--- Dataset section ---

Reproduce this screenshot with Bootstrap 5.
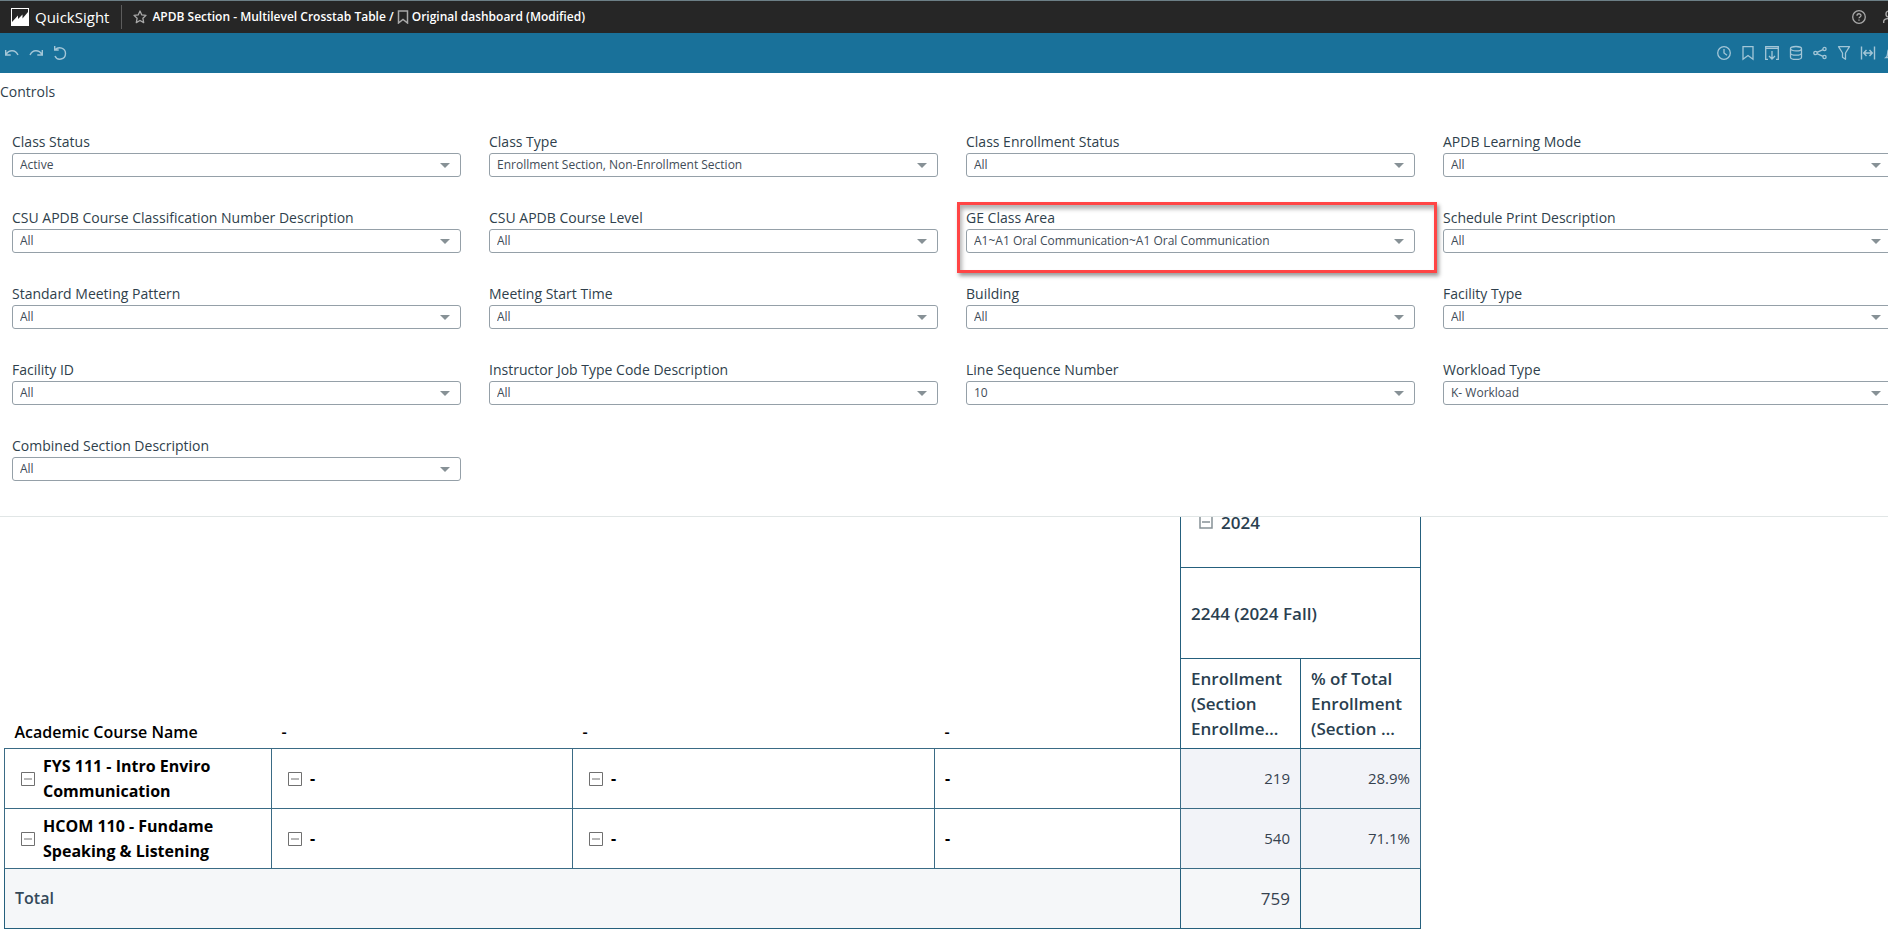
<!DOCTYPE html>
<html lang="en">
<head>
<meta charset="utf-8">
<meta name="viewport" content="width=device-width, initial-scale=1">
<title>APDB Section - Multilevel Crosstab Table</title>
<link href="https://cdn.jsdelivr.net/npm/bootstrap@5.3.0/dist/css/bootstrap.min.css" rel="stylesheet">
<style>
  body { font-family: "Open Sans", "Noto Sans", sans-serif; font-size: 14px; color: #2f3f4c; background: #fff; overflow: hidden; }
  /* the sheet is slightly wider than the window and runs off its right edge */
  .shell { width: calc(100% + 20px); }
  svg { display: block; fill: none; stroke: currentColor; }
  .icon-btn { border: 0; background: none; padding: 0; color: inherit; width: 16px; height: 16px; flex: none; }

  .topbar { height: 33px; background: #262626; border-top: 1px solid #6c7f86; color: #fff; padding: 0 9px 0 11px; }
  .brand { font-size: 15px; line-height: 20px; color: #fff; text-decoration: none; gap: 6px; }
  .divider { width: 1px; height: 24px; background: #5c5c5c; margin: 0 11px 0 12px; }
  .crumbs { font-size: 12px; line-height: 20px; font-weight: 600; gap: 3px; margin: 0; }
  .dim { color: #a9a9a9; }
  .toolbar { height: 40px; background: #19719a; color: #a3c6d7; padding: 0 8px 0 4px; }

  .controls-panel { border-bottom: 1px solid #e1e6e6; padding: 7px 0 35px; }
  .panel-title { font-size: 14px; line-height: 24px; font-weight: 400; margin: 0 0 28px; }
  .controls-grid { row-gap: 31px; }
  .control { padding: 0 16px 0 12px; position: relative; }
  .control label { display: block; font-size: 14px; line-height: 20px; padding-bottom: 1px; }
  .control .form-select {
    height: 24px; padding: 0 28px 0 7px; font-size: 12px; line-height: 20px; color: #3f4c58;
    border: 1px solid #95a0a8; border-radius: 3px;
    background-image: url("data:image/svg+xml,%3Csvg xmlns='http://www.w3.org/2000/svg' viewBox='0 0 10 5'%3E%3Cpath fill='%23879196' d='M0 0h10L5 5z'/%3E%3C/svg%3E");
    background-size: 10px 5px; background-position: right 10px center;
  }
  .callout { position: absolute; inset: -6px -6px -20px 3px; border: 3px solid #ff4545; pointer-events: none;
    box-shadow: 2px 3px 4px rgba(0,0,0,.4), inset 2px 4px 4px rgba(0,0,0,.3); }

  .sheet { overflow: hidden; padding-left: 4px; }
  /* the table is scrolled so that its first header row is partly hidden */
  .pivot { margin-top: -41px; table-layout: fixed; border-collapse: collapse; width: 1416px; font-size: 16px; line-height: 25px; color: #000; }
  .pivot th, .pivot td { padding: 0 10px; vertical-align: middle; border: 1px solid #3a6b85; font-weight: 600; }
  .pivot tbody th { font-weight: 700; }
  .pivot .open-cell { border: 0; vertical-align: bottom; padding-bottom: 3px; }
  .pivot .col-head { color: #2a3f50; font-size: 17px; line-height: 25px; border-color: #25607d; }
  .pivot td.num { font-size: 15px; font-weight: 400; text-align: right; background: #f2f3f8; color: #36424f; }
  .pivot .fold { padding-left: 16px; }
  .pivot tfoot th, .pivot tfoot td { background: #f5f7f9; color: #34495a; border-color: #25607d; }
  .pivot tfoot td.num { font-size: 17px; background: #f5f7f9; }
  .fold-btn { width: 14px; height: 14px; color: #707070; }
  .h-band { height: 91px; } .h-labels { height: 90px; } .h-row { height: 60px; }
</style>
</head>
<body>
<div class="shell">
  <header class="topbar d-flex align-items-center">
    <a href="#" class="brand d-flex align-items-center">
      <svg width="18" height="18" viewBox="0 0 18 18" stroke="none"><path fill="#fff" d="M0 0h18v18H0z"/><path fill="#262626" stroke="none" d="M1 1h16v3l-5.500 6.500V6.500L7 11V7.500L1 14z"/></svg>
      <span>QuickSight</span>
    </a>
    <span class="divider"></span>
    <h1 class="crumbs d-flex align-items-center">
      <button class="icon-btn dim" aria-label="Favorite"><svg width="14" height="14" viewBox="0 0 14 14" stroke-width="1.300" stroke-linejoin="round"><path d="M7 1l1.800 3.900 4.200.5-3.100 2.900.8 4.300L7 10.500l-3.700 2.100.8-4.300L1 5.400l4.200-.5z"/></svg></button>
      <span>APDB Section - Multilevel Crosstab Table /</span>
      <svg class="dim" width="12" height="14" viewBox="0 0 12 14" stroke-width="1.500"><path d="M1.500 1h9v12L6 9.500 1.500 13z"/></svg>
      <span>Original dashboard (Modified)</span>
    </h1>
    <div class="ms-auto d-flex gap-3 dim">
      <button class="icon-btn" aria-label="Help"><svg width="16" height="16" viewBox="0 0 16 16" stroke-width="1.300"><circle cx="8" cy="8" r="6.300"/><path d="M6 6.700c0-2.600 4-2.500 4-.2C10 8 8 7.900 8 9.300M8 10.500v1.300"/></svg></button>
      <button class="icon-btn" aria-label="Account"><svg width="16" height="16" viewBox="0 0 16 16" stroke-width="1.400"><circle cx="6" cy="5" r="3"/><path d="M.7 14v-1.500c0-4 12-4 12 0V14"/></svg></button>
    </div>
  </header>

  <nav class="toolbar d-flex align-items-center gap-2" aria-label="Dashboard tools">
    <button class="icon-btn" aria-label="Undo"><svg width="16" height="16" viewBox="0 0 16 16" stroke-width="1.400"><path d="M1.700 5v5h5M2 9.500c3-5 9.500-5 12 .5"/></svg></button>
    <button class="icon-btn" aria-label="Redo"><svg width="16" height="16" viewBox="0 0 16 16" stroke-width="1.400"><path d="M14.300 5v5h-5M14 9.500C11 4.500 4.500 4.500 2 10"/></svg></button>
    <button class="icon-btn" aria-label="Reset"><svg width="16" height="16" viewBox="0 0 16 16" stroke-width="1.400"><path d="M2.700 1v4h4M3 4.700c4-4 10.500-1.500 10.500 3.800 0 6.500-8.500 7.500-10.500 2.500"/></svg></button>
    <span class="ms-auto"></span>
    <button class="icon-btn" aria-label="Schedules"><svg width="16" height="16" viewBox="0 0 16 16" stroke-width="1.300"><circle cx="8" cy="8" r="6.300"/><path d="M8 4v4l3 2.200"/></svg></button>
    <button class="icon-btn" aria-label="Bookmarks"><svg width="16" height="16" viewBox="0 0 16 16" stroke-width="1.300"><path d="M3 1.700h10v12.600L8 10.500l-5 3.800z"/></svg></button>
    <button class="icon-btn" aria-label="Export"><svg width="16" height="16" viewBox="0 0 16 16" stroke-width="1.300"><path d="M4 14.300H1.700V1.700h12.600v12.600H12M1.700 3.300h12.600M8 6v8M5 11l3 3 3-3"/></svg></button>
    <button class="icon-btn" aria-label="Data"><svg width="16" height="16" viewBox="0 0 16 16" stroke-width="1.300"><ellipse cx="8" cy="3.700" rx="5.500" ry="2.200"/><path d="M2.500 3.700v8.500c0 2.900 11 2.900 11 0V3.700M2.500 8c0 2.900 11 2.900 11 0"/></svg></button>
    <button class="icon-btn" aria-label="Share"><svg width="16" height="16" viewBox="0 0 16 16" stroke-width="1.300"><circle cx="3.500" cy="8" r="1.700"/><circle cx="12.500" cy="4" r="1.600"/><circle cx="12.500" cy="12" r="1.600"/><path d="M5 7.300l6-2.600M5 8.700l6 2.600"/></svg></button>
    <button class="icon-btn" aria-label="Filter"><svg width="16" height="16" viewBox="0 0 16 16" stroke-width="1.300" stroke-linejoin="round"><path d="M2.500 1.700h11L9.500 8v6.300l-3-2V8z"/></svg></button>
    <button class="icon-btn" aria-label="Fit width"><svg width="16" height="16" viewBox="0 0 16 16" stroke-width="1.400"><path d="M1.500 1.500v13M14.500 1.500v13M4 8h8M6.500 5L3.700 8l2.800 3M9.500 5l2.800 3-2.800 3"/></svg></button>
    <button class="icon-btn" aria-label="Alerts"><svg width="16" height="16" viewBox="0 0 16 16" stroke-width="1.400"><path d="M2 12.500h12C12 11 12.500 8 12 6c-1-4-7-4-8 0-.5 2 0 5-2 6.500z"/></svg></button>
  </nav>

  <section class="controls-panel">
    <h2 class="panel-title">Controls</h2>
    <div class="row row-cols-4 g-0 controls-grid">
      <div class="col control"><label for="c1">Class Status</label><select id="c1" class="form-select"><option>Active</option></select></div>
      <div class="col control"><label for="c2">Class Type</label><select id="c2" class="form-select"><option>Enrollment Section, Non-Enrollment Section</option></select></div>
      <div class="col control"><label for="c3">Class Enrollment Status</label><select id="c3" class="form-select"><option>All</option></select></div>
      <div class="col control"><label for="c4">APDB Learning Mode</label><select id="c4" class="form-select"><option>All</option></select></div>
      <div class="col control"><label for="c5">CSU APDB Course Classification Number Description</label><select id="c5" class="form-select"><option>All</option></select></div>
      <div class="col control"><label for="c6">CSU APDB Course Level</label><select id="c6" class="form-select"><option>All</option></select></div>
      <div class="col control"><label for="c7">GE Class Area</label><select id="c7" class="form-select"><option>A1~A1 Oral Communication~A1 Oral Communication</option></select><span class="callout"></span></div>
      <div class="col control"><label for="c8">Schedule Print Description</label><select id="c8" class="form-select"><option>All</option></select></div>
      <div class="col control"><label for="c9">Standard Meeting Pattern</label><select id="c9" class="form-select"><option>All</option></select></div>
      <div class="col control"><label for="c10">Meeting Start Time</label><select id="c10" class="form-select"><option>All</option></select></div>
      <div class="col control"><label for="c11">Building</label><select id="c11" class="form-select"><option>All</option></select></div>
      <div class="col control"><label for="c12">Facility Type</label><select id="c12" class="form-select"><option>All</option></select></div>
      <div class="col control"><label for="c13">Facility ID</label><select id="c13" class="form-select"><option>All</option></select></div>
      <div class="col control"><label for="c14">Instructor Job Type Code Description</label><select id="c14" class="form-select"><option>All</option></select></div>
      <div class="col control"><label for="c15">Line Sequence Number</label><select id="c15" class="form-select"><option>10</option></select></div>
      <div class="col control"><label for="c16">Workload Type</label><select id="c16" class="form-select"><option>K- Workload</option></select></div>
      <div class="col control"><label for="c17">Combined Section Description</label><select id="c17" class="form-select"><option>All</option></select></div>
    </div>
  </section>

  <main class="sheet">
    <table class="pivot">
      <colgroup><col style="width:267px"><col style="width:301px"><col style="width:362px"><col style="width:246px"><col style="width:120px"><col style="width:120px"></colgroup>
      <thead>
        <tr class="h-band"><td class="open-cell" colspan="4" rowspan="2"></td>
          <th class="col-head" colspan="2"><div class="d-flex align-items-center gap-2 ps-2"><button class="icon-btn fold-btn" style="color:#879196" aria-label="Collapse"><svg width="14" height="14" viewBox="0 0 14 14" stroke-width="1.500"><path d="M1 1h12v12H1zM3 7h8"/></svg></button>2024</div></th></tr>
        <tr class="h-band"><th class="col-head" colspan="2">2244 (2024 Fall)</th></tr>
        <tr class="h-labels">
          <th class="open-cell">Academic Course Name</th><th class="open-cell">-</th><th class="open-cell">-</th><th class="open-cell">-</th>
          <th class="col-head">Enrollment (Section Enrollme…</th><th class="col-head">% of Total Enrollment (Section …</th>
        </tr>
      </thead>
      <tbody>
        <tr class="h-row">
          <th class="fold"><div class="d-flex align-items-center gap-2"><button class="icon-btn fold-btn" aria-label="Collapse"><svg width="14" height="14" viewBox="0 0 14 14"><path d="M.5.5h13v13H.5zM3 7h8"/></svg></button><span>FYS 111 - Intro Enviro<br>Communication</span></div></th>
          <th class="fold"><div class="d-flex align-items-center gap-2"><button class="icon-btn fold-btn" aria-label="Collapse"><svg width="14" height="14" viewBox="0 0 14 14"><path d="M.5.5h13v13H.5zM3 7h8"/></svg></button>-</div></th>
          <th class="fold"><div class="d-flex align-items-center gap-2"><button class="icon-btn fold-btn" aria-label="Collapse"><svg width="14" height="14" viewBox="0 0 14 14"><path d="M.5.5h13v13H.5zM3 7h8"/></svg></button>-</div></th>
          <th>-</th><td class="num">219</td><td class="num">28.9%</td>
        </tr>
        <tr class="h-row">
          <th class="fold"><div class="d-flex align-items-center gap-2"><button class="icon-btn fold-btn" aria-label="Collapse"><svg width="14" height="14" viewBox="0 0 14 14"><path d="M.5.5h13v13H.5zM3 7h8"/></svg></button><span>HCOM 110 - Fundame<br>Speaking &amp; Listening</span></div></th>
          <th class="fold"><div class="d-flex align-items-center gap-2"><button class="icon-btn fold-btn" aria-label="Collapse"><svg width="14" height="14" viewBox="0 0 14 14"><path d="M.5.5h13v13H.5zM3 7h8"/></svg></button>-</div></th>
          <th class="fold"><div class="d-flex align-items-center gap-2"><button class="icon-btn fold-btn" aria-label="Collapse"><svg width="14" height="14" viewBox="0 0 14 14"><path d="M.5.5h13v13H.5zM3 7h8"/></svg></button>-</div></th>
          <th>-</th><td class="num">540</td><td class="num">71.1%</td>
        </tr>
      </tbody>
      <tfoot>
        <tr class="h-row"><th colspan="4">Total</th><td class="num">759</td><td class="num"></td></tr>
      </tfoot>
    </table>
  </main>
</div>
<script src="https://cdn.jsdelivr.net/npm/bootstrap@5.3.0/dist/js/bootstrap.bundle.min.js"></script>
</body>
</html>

---

● Task:
Exactly reproduce the run of lines from the start of the listing through the line with "0; background: none;", inclusive; pictures are not copied.

● Full solution:
Reproduce this screenshot with Bootstrap 5.
<!DOCTYPE html>
<html lang="en">
<head>
<meta charset="utf-8">
<meta name="viewport" content="width=device-width, initial-scale=1">
<title>APDB Section - Multilevel Crosstab Table</title>
<link href="https://cdn.jsdelivr.net/npm/bootstrap@5.3.0/dist/css/bootstrap.min.css" rel="stylesheet">
<style>
  body { font-family: "Open Sans", "Noto Sans", sans-serif; font-size: 14px; color: #2f3f4c; background: #fff; overflow: hidden; }
  /* the sheet is slightly wider than the window and runs off its right edge */
  .shell { width: calc(100% + 20px); }
  svg { display: block; fill: none; stroke: currentColor; }
  .icon-btn { border: 0; background: none; padding: 0; color: inherit; width: 16px; height: 16px; flex: none; }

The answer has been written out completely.